Many thanks in advance,
Gaz
 
Yes, you could add 2008 r2 servers to your domain as member servers and use Hyper-V on them.. SCVMM will be quite happy as well.

I can't see any reason why they would lose any functionality..

Paul
MCTS: Exchange 2007, Configuration
MCSA:2003
MCSE:2003
MCITP:Enterprise Administrator

RFC 2795 - The Infinite Monkey Protocol Suite (IMPS)

Difficult takes a day, impossible takes a week
 
Cheers Paul. Thanks for the speedy reply. Next thing now is deciding between Hyper-V and VMWare!
 
No problem. The choice between Hyper-V and VMware really depends on your own needs and budget.

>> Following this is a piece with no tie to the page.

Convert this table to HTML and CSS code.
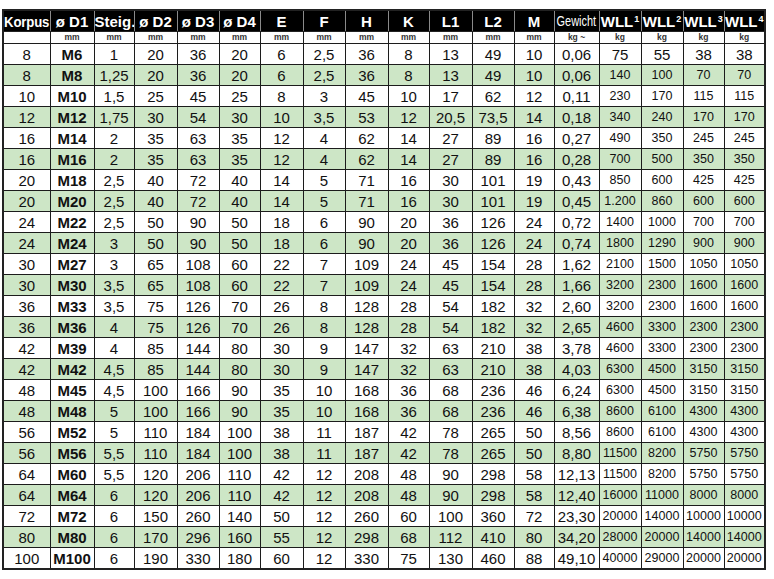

Personally I prefer VMware but have used Hyper-V in SMB environments and it works quite well..

Paul
MCTS: Exchange 2007, Configuration
MCSA:2003
MCSE:2003
MCITP:Enterprise Administrator

RFC 2795 - The Infinite Monkey Protocol Suite (IMPS)

Difficult takes a day, impossible takes a week
 
The company I work for provides both VMware and Hyper-V solutions. Hyper-V is definitely cheaper, in some cases 1/3 the cost off VMware's solution, and it covers probably 90% of the feature set, and certainly the features that most people come to expect from their virtualization solution.

The two places where we see VMware continue to do well are either large companies who made investments in a VMware environment before Hyper-V existed (let alone Hyper-V R2), or people who aren't willing to look at anything other than VMware.

My personal recommendation...start with testing a Hyper-V environment. If it does everything that you need it to, you're set. If not you can always shell out for VMware.

Regardless of which solution you purchase, the following costs will be the same:

Hardware
OS licensing for virtualized systems
Systems Management licensing for virtualized systems

The following costs will vary depending on which solution you choose:

Hypervisor cost
Management solution cost for ESX/Hyper-V hosts

For Hyper-V the Hypervisor is free, and System Center VMM is relatively cheap. For VMware you pay for the Hypervisor, and depending on which SKU you select (which determines the feature set that you get) it can run up to $2500 per CPU. The vCenter (VMware's tool to provide SCVMM-like functionality) costs are comparable to SCVMM.

________________________________________
CompTIA A+, Network+, Server+, Security+
MCTS:Windows 7
MCTS:Hyper-V
MCTS:System Center Virtual Machine Manager
MCSE:Security 2003
MCITP:Enterprise Administrator
 
Hi kmcferrin,

Thanks for the tips. Still nothing definite here, but speaking to people I'm getting a fond feeling for Hyper-V and SCVMM. Hardware will probably be one of our HP DL360G5 boxes, and MSA50 storage array has been recommended, which will take up to 3TB.